Hacerle una entrevista a Pinti era un placer. Un profundo placer. Era solo lanzar una pregunta para que la catarata derramara sus aguas como en el Iguazú, sin tiempos muertos, sin tapujos, sin miedo a palabra alguna. Y todo lo que decía tenía peso. Tenía una razón de ser. Una idea sólida y compartible. Un paseo cultural que una vida dedicada al arte y a la lectura convertía en una lección, sin querer serlo. Y lo mejor para cualquier periodista: la tortura de desgrabar, en su caso, se transformaba en una doble felicidad, porque hablaba con una estructura perfecta, sin errores, con una sintaxis envidiable, que desde su oralidad se transformaba en texto escrito sin necesidad de elaboración. Su mente construía todo como para que nadie se tomara el trabajo de reconstruir un diálogo.

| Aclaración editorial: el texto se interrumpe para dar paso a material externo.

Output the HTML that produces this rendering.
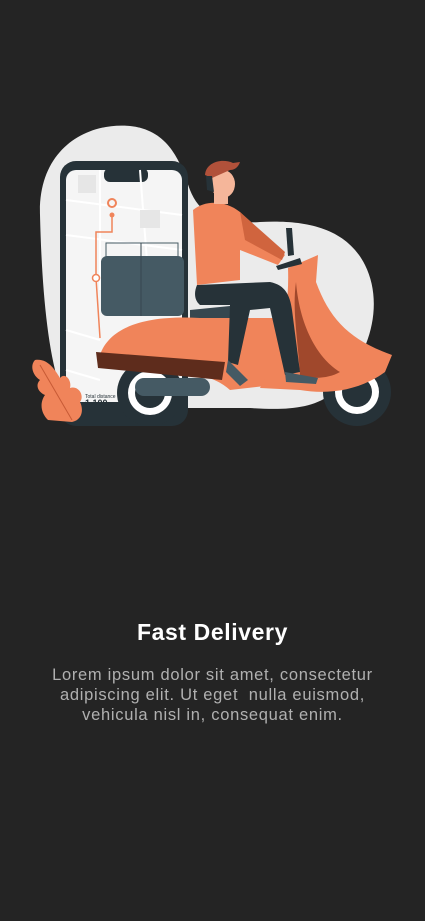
<!DOCTYPE html>
<html><head><meta charset="utf-8"><style>
html,body{margin:0;padding:0;background:#242424;width:425px;height:921px;overflow:hidden;font-family:"Liberation Sans",sans-serif}
svg{position:absolute;left:0;top:0}
h1{position:absolute;top:619px;left:0;width:425px;text-align:center;margin:0;color:#fff;font-size:23px;font-weight:bold;letter-spacing:0.6px}
p{position:absolute;top:665px;left:0;width:425px;text-align:center;margin:0;color:#b0b0b0;font-size:16.5px;line-height:20px;letter-spacing:0.7px;white-space:pre}
</style></head><body>
<svg width="425" height="921" viewBox="0 0 425 921">
<path d="M40,215 C38,150 85,122 130,126 C168,130 180,160 190,190 C200,215 220,225 260,222 C300,220 345,225 365,265 C385,305 370,360 330,395 C310,410 280,410 250,408 L70,408 C50,380 42,300 40,215Z" fill="#ebebeb"/>
<rect x="60" y="161" width="128" height="265" rx="16" fill="#263238"/>
<rect x="66" y="170" width="116" height="232" rx="10" fill="#f5f5f5"/>
<rect x="104" y="168" width="44" height="14" rx="6" fill="#263238"/>
<g stroke="#fff" stroke-width="2" fill="none"><path d="M66,200 L182,215 M66,235 L182,250 M100,170 L100,290 M140,170 L150,300 M66,330 L100,340 M66,370 L100,380"/></g>
<rect x="78" y="175" width="18" height="18" fill="#e6e6e6"/><rect x="140" y="210" width="20" height="18" fill="#e6e6e6"/>
<path d="M112,215 L112,232 L96,232 L96,278 L100,338" stroke="#f0845a" stroke-width="1.5" fill="none"/>
<circle cx="112" cy="203" r="4" fill="none" stroke="#f0845a" stroke-width="2"/><circle cx="112" cy="215" r="2.5" fill="#f0845a"/>
<circle cx="96" cy="278" r="3.5" fill="#fff" stroke="#f0845a" stroke-width="1.5"/>
<text x="85" y="398" font-size="5" fill="#263238">Total distance</text>
<text x="85" y="406" font-size="9" font-weight="bold" fill="#263238">1,100</text>
<rect x="106" y="243" width="72" height="14" fill="none" stroke="#455a64" stroke-width="1"/>
<rect x="101" y="256" width="83" height="60" rx="6" fill="#455a64"/>
<path d="M141,243 L141,316" stroke="#37474f" stroke-width="1"/>
<circle cx="150" cy="393" r="33" fill="#263238"/><circle cx="150" cy="393" r="22" fill="#fff"/><circle cx="150" cy="393" r="15" fill="#263238"/>
<circle cx="357" cy="392" r="34" fill="#263238"/><circle cx="357" cy="392" r="22" fill="#fff"/><circle cx="357" cy="392" r="15" fill="#263238"/>
<rect x="135" y="378" width="75" height="18" rx="9" fill="#455a64"/>
<path d="M190,310 L240,305 L240,318 L190,320Z" fill="#37474f"/>
<path d="M100,355 C110,325 150,315 200,318 L290,318 L300,382 L230,390 C210,372 180,372 160,368 Z" fill="#f0845a"/>
<path d="M96,352 L225,362 L222,380 L98,368Z" fill="#5e2c1c"/>
<path d="M288,268 L318,255 L316,282 C330,320 350,340 392,355 L385,372 C360,390 330,395 300,390 L260,388 C275,360 290,320 288,268Z" fill="#f0845a"/>
<path d="M296,282 C300,330 320,360 340,372 C330,378 312,380 300,375 C298,340 292,310 296,282Z" fill="#a0482c"/>
<path d="M286,228 L292,228 L294,255 L288,256Z" fill="#263238"/>
<path d="M276,266 L300,258 L302,264 L278,270Z" fill="#263238"/>
<path d="M197,285 L270,282 C285,285 290,295 292,310 L300,372 L285,375 L270,308 L250,310 L238,365 L228,362 L230,305 L200,305 C194,300 194,292 197,285Z" fill="#263238"/>
<path d="M228,360 L248,380 L240,386 L226,372Z" fill="#455a64"/><path d="M285,372 L318,378 L316,384 L286,382Z" fill="#455a64"/>
<path d="M193,210 C205,200 225,200 240,212 L285,255 L278,265 L240,250 L240,280 L197,285 Z" fill="#f0845a"/>
<path d="M240,212 L285,252 L282,260 L245,240Z" fill="#d0643e"/>
<rect x="214" y="190" width="14" height="14" fill="#f5b69a"/>
<ellipse cx="223" cy="184" rx="12" ry="14" fill="#f5b69a"/>
<path d="M205,175 C206,162 222,158 233,163 L240,162 C238,168 234,170 230,170 L212,178 Z" fill="#b1513a"/>
<path d="M206,176 L212,176 L214,192 L207,190Z" fill="#263238"/>
<path d="M35,360 C48,358 55,370 60,378 C65,372 72,380 70,388 C78,385 85,395 80,402 C84,410 82,420 72,422 L48,420 C40,412 40,402 45,395 C38,392 35,385 40,380 C32,375 30,365 35,360Z" fill="#f0845a"/>
<path d="M40,365 L72,420" stroke="#c75a35" stroke-width="1" fill="none"/>
</svg>
<h1>Fast Delivery</h1>
<p>Lorem ipsum dolor sit amet, consectetur
adipiscing elit. Ut eget  nulla euismod,
vehicula nisl in, consequat enim.</p>
</body></html>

«Una vez amé, pensando que me amarían, pero no fui amado. No fui amado por una única razón inmensa. Porque no tenía que serlo», dice un célebre poema de Fernando Pessoa. Pinti dijo más de una vez que nunca se enamoró… Que su trabajo era su amor. Que hubo calenturas, claro. Pero amor no. O quizás amor no correspondido, como Pessoa. Pero todo ese mundo lo cerró a cal y canto, reservado para alguien o para nadie.

«Si te dicen que el teatro está muerto, no les creas. Es la trampa que nos hace desde hace siglos. Es muy astuto y sabe que las malas noticias venden más», lanzaba en un discurso de 2001, justamente para el Día Internacional del Teatro, ese mismo día en el que él, entre carajos, mierdas, conchudos y otras delicadezas imborrables, se alejaba cantando bajito lo que quizás, ¿por qué no?, pudo haber sido un sueño de cine: «I’m singin’ in the rain, just singin’ in the rain…».